▶ [Prompt]:
Each line from the one that contains "Rebuild this screenshot" to the end of the material must be set down exactly, and no line before it.

▶ [Task material]:
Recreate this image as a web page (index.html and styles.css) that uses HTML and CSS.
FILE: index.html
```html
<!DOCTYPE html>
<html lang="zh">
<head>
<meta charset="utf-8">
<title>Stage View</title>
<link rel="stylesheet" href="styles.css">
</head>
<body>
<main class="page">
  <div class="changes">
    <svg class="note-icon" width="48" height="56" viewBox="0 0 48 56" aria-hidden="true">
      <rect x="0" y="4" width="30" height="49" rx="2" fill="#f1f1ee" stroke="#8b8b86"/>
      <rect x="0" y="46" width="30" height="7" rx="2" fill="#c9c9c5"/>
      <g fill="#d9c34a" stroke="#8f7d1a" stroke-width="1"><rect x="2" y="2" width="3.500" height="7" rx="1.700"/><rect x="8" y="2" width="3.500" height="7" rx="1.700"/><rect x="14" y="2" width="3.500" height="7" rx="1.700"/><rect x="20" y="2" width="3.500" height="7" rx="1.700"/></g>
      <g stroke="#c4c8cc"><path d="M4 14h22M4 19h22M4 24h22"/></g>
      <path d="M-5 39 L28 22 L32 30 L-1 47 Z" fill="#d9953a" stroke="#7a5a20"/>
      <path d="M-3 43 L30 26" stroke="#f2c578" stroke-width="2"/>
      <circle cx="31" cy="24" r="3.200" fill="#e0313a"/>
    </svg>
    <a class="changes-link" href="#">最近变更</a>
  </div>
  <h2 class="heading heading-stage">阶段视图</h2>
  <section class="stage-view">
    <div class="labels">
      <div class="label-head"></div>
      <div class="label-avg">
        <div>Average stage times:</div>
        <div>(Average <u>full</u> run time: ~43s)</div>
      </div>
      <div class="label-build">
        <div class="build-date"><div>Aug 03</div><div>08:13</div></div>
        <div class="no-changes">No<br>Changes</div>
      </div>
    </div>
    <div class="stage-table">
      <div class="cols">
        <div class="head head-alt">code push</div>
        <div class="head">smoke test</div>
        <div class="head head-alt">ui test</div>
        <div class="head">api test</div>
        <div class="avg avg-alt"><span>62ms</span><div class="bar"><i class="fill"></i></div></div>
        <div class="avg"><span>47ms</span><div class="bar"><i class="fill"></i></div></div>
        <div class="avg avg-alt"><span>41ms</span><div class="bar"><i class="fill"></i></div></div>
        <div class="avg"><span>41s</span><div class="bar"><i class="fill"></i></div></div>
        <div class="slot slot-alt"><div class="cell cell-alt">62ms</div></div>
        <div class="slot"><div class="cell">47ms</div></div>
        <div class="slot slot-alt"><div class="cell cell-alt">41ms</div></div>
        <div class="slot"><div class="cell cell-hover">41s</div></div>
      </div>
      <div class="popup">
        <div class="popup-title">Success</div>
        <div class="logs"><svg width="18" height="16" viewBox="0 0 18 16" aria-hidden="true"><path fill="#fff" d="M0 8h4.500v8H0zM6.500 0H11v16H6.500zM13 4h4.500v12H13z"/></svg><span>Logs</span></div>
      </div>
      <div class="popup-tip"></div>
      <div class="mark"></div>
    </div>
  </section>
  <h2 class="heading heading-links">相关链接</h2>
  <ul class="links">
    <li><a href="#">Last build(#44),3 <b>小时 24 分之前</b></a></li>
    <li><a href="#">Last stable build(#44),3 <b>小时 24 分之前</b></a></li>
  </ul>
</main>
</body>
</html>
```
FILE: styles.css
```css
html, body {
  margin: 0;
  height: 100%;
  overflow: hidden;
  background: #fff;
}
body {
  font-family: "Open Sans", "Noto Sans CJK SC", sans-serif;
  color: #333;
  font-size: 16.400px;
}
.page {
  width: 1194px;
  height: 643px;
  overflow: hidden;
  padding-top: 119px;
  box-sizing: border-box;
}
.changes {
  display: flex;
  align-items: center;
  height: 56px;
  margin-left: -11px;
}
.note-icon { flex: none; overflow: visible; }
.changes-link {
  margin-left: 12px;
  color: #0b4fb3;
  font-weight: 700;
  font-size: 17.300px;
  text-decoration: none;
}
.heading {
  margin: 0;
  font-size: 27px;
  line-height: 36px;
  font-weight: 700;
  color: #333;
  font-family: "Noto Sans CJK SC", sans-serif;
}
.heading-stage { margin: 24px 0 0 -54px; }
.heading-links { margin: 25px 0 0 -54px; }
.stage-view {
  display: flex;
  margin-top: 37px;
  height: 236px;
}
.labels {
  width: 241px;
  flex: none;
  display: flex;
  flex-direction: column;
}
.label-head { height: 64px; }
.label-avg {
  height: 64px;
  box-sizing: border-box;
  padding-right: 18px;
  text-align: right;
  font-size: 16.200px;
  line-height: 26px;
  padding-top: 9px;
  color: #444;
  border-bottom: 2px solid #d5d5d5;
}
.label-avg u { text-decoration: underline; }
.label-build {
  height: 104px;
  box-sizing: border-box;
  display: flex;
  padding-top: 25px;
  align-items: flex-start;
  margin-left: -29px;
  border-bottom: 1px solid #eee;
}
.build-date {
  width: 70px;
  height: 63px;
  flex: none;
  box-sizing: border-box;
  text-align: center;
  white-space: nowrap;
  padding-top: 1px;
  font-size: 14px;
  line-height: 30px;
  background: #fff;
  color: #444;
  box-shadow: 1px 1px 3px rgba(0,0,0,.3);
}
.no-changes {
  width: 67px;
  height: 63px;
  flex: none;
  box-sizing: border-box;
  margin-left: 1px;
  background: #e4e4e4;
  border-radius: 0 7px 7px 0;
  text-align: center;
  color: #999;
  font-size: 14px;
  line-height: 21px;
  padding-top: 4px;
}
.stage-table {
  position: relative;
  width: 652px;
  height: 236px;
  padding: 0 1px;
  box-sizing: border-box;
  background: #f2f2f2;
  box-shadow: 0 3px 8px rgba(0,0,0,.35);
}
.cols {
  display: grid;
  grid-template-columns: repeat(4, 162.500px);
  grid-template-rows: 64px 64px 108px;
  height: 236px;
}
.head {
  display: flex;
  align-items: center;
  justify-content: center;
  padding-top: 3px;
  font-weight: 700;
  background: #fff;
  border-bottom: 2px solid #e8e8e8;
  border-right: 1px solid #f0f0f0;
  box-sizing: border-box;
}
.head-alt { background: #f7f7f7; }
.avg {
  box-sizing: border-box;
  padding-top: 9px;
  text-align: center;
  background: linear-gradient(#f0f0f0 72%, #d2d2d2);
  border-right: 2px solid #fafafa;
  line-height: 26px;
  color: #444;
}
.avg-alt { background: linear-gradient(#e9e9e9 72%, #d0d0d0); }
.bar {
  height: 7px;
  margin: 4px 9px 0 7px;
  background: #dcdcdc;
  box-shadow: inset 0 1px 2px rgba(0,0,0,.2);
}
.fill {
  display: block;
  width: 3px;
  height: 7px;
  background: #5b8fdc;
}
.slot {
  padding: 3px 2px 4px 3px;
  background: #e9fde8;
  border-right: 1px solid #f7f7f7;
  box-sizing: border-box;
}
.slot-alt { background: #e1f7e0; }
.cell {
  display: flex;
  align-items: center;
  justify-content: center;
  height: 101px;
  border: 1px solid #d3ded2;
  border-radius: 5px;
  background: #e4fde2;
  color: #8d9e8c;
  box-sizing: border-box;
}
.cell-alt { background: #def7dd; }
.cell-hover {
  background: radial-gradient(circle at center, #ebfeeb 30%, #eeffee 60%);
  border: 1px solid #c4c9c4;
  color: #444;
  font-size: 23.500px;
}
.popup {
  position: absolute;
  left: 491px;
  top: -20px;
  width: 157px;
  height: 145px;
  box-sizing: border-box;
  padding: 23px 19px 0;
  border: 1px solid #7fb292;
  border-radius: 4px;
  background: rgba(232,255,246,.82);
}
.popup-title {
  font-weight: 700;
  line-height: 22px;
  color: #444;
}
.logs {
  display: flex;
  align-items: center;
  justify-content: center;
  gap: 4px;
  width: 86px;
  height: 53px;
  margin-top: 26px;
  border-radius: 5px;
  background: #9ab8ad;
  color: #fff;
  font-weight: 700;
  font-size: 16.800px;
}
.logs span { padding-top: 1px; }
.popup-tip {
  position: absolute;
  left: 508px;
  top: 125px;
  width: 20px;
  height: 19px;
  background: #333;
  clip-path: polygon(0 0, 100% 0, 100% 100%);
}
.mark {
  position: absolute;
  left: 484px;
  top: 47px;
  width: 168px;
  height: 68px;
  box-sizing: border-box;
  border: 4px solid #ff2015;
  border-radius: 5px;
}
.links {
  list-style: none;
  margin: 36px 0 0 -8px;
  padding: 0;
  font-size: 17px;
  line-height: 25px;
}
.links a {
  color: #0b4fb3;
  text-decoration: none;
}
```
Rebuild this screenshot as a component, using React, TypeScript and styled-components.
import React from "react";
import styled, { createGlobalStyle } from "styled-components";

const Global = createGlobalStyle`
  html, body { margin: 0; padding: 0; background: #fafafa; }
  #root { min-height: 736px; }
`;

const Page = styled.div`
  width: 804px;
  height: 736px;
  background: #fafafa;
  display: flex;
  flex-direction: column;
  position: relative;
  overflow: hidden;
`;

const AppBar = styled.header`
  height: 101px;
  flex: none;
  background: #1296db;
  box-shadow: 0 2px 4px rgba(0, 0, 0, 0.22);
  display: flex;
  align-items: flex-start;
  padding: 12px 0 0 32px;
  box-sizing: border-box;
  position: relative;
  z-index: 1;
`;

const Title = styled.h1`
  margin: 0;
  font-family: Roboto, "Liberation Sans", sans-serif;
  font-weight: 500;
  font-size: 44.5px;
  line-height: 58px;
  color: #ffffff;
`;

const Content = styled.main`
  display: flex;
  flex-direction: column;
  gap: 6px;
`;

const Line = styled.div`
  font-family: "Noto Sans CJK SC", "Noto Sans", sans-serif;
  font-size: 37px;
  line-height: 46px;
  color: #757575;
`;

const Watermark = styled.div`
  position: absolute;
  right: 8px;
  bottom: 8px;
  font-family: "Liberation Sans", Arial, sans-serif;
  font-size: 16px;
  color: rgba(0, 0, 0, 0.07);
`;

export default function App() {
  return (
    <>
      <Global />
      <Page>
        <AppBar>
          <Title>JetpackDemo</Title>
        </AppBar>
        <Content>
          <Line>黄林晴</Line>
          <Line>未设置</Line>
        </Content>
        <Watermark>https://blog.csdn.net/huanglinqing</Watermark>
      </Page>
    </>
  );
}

▶ [Complete answer]:
Rebuild this screenshot as a component, using React, TypeScript and styled-components.
import React from "react";
import styled, { createGlobalStyle } from "styled-components";

const Global = createGlobalStyle`
  html, body { margin: 0; padding: 0; background: #fafafa; }
  #root { min-height: 736px; }
`;

const Page = styled.div`
  width: 804px;
  height: 736px;
  background: #fafafa;
  display: flex;
  flex-direction: column;
  position: relative;
  overflow: hidden;
`;

const AppBar = styled.header`
  height: 101px;
  flex: none;
  background: #1296db;
  box-shadow: 0 2px 4px rgba(0, 0, 0, 0.22);
  display: flex;
  align-items: flex-start;
  padding: 12px 0 0 32px;
  box-sizing: border-box;
  position: relative;
  z-index: 1;
`;

const Title = styled.h1`
  margin: 0;
  font-family: Roboto, "Liberation Sans", sans-serif;
  font-weight: 500;
  font-size: 44.5px;
  line-height: 58px;
  color: #ffffff;
`;

const Content = styled.main`
  display: flex;
  flex-direction: column;
  gap: 6px;
`;

const Line = styled.div`
  font-family: "Noto Sans CJK SC", "Noto Sans", sans-serif;
  font-size: 37px;
  line-height: 46px;
  color: #757575;
`;

const Watermark = styled.div`
  position: absolute;
  right: 8px;
  bottom: 8px;
  font-family: "Liberation Sans", Arial, sans-serif;
  font-size: 16px;
  color: rgba(0, 0, 0, 0.07);
`;

export default function App() {
  return (
    <>
      <Global />
      <Page>
        <AppBar>
          <Title>JetpackDemo</Title>
        </AppBar>
        <Content>
          <Line>黄林晴</Line>
          <Line>未设置</Line>
        </Content>
        <Watermark>https://blog.csdn.net/huanglinqing</Watermark>
      </Page>
    </>
  );
}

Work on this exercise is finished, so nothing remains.